- _Pages as source code_:

————

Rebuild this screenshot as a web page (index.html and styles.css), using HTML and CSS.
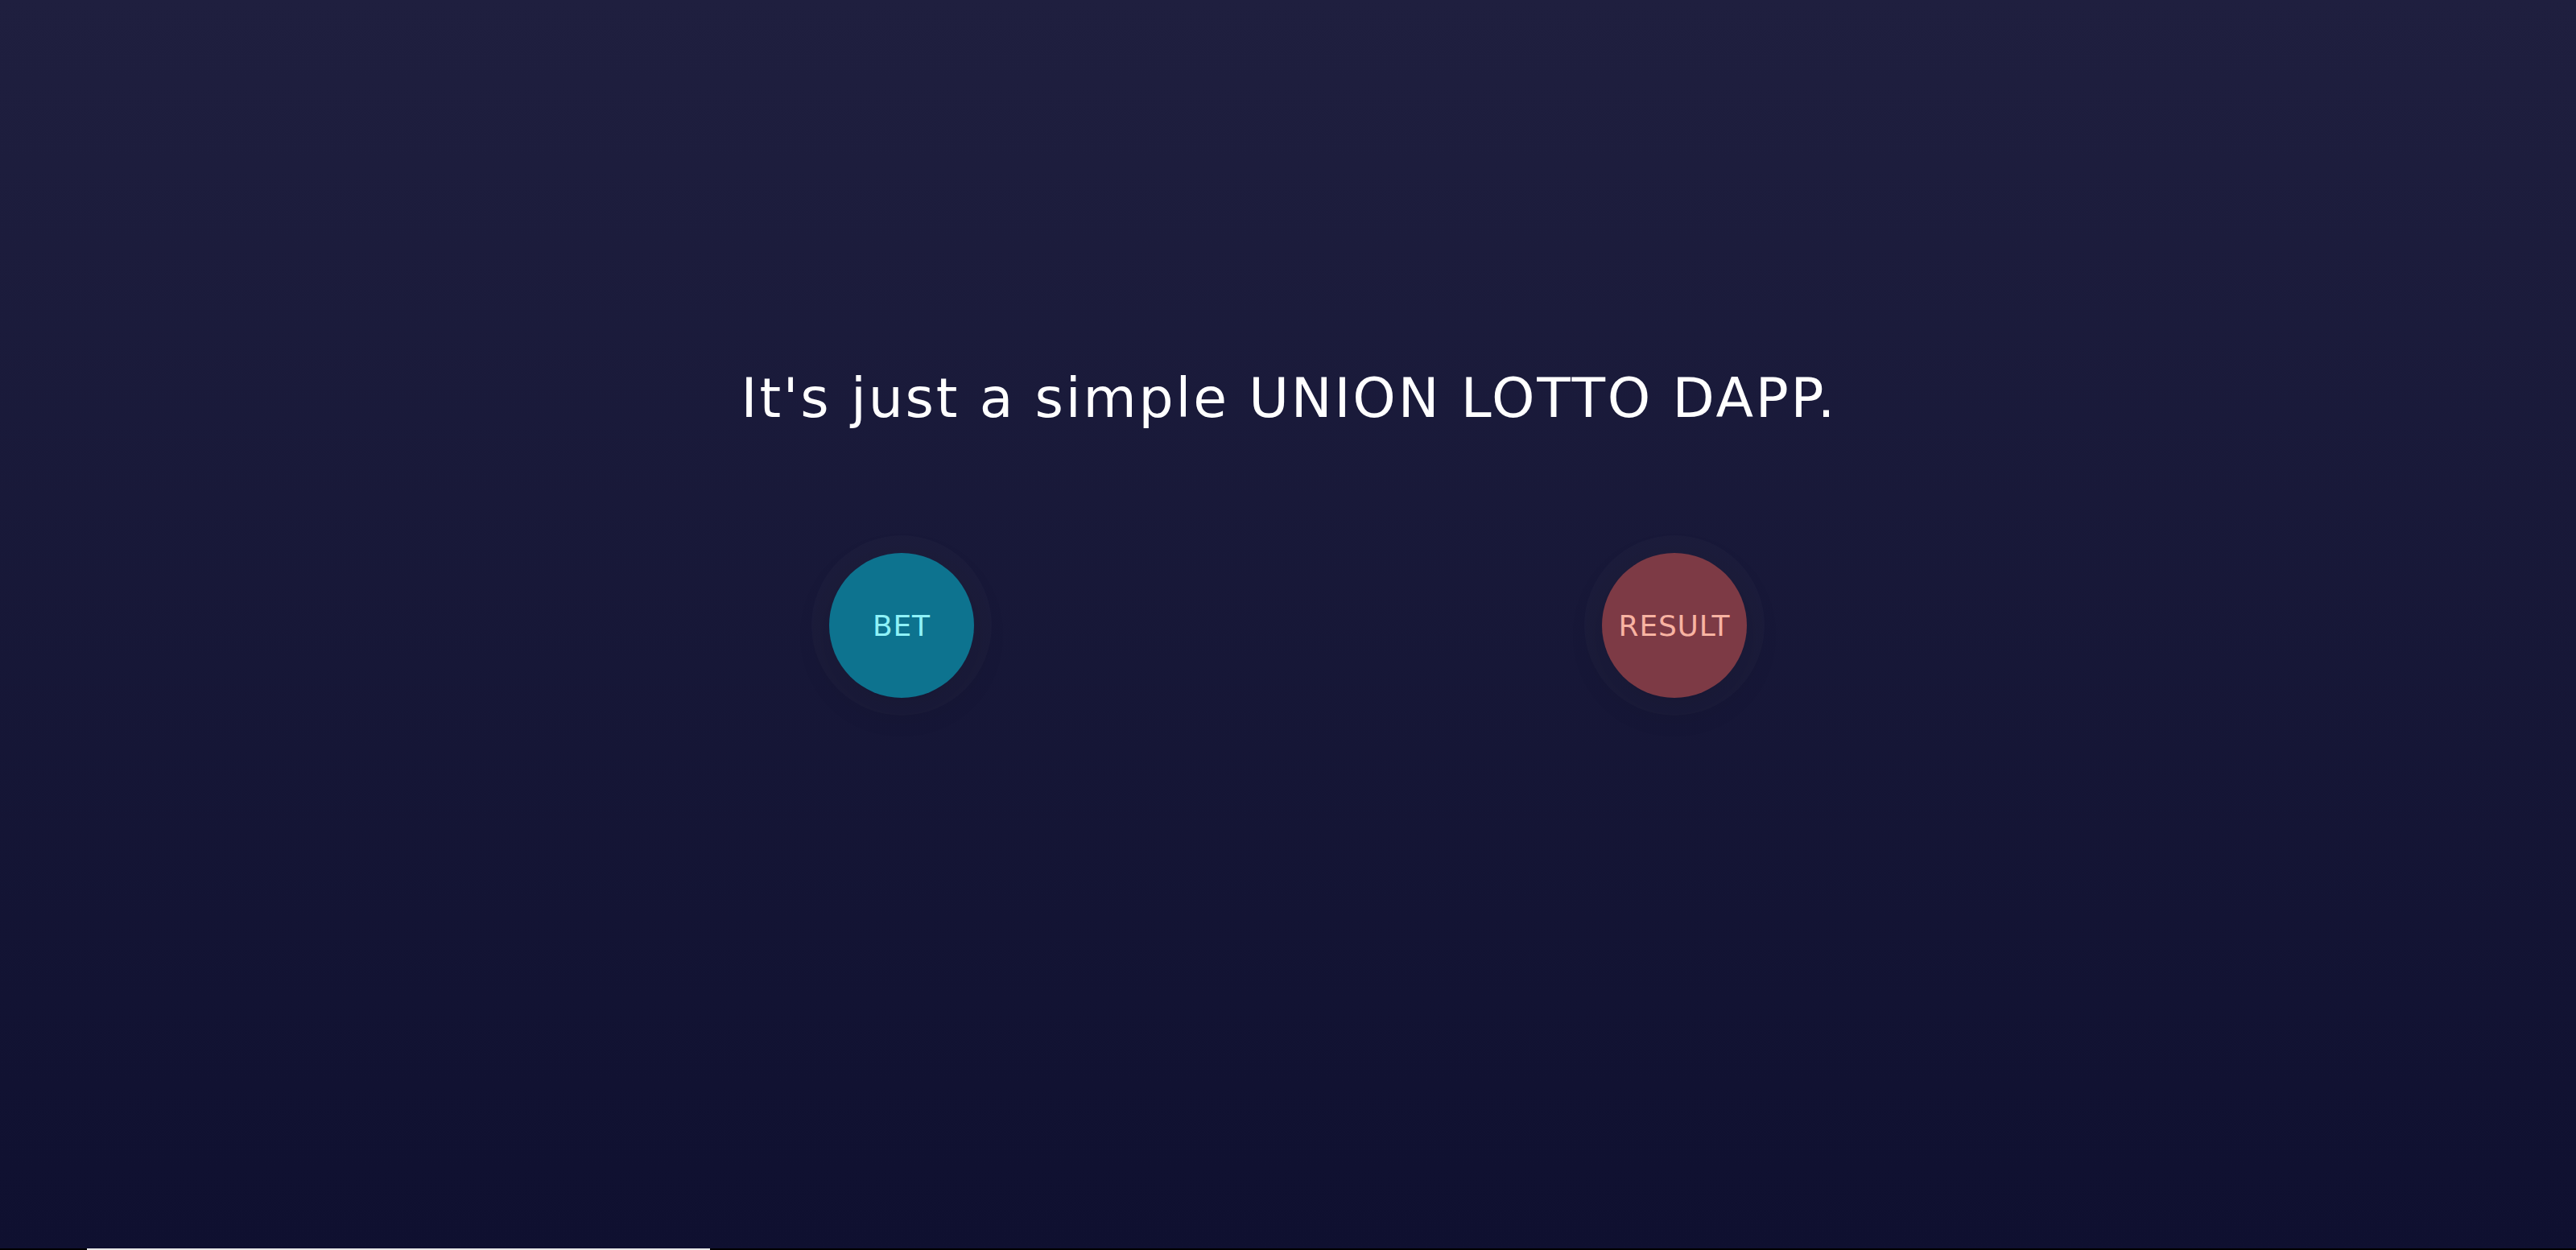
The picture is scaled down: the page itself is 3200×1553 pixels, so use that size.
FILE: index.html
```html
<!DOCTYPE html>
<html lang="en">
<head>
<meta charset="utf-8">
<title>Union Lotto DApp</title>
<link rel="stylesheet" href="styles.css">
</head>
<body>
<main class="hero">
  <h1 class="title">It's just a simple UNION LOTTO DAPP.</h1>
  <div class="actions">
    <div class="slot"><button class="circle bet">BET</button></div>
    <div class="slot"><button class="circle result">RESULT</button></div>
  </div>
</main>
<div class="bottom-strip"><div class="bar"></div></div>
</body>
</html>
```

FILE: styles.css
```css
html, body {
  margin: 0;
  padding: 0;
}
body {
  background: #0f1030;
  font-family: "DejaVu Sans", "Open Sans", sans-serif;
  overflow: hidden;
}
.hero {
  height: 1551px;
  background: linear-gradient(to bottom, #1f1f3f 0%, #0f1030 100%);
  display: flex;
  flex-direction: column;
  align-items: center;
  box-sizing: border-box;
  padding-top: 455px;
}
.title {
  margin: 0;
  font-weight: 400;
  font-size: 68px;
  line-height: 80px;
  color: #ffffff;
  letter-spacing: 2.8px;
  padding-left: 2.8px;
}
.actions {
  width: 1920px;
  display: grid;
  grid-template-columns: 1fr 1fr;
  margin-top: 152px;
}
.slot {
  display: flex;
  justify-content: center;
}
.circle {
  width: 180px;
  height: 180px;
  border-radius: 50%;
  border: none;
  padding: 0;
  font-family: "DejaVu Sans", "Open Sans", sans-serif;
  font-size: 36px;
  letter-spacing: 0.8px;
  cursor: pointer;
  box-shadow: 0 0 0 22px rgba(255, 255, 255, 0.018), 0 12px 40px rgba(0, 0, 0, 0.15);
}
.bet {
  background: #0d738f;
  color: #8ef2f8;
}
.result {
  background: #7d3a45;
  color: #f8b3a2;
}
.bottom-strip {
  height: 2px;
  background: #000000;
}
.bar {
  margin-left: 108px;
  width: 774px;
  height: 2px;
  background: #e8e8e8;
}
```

————

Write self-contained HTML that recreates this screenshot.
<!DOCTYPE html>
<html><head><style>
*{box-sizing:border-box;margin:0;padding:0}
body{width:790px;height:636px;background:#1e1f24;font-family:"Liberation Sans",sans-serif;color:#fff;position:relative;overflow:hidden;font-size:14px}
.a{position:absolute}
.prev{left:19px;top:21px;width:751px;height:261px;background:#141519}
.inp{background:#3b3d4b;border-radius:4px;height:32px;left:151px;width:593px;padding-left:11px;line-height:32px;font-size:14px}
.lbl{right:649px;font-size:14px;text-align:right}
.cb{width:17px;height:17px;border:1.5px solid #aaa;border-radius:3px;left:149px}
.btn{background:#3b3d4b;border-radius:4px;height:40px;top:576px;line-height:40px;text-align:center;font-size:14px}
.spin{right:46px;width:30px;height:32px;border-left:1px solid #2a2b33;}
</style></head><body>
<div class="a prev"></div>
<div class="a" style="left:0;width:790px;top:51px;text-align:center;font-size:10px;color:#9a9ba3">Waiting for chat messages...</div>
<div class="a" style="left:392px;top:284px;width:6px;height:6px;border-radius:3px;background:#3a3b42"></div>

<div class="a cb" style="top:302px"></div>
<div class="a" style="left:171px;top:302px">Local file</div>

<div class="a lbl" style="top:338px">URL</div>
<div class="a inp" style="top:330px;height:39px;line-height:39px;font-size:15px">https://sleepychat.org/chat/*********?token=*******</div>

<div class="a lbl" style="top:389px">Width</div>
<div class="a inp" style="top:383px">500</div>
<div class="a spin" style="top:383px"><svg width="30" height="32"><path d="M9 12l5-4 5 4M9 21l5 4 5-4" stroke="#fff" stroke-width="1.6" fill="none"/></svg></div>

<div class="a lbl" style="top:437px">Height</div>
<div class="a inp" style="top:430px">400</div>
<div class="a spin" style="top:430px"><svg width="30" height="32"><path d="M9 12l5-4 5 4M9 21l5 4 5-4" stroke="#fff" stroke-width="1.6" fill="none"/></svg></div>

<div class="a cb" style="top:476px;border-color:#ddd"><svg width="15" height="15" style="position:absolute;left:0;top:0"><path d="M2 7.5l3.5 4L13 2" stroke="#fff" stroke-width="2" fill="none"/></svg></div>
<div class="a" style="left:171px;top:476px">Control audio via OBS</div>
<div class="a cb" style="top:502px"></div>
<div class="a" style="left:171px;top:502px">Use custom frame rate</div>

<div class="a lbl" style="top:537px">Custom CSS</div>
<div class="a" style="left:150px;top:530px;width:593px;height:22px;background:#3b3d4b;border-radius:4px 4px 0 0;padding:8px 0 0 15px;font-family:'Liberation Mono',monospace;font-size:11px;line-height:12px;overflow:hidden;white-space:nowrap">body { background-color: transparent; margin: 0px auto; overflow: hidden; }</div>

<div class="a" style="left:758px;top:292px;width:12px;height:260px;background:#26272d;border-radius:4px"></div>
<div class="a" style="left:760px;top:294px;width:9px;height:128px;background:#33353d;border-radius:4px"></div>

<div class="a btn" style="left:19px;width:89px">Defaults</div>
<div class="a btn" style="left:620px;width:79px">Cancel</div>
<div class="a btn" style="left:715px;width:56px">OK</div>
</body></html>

————

- _Set exercise_: Check each line of the entries for the string "this". Copy the lines that have it.

- _Response below_:
Rebuild this screenshot as a web page (index.html and styles.css), using HTML and CSS.
Write self-contained HTML that recreates this screenshot.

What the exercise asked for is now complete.